Nell’ambito di uno studio multicentrico e internazionale, coordinato da un gruppo di docenti e ricercatori dell’Unicusano, è stato predisposto il primo strumento in Italia per misurare il fenomeno del doomscrolling, ovvero il consumo compulsivo di notizie negative sui social. Fenomeno dilagante, soprattutto fra i giovani, e associato a sintomi di ansia, depressione e stress.
Lo studio, che porta la firma di un gruppo di ricercatori italiani guidati dal professor Renato Pisanti e dal dottor Paolo Soraci dell’Unicusano, è stato pubblicato sulla rivista Current Psychology.
Come evidenziato dal professor Pisanti, ordinario di Psicologia Sociale della Comunicazione: “Sta diventando sempre più frequente ricevere una notifica, per poi passare alla lettura di un commento o di un post sui social, e poi di un altro post e/o commento che ne portano un altro, e poi un altro e un altro ancora. Prima di rendersene conto passa del tempo, a volte anche ore, e inizia una spirale di auto percezioni negative e disfunzionali. Si prova ansia, disagio, fatica, tristezza e stress per l’eccessiva stimolazione di notizie”. Il dottor Soraci sottolinea che “il consumo compulsivo di notizie online – principalmente negative – è sempre più riconosciuto come un fattore di rischio per il benessere psicologico arrivando a minare la salute mentale soprattutto delle persone più fragili.”

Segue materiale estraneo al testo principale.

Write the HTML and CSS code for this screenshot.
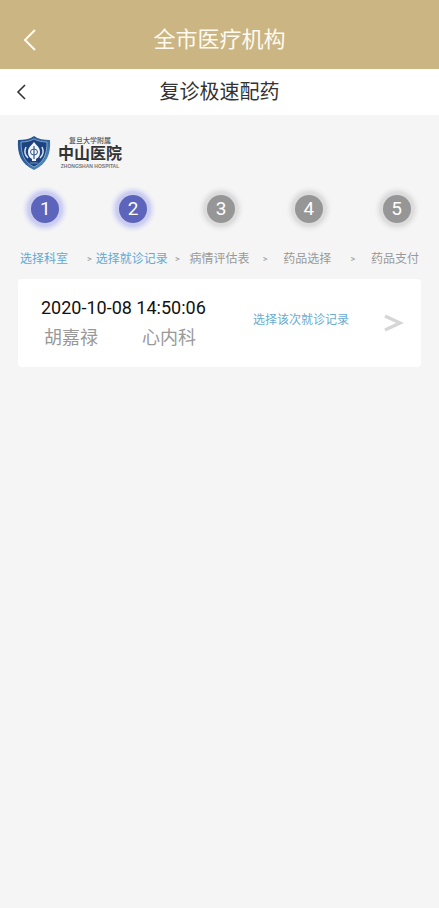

Protagonisti di questo progetto sono i docenti e ricercatori Renato Pisanti, Paolo Soraci, Ettore D’Aleo e Lorenzo Campedelli del dipartimento EPSICOFORM dell’Unicusano. Insieme a un team internazionale di esperti, hanno validato la versione italiana della doomscrolling Scale (DSS), uno strumento psicometrico che consente di identificare e misurare in modo affidabile l’abitudine al doomscrolling tra gli adulti italiani. Il lavoro scientifico dimostra che questa abitudine non è affatto innocua: i dati raccolti rivelano forti associazioni tra il doomscrolling e livelli elevati di stress, ansia, depressione, insoddisfazione per la vita e uso problematico dei social.
Nella casistica presa in esame, gli studiosi hanno verificato come, in media, ogni persona trascorresse poco meno di tre ore del suo tempo sui social e come all’aumentare dell’età diminuisse il fenomeno.
Lo studio dell’Unicusano diviene oggi un valido e utile strumento per psicologi, medici e ricercatori per valutare l’impatto del comportamento digitale sulla salute mentale e pianificare interventi di prevenzione e trattamento, oltre a iniziative di salute pubblica e alfabetizzazione digitale.
Il lavoro dei ricercatori Unicusano ha riguardato l’intero disegno metodologico dello studio, dalla validazione psicometrica alla definizione dei parametri clinici, fino all’analisi delle implicazioni per la salute mentale. L’importanza di questa ricerca risiede anche nel suo potenziale impatto pratico: la scala ora validata potrà essere utilizzata da psicologi, medici e operatori della salute mentale per diagnosticare con maggiore precisione l’impatto psicologico del consumo digitale eccessivo di notizie negative e per sviluppare interventi terapeutici e campagne di prevenzione mirate.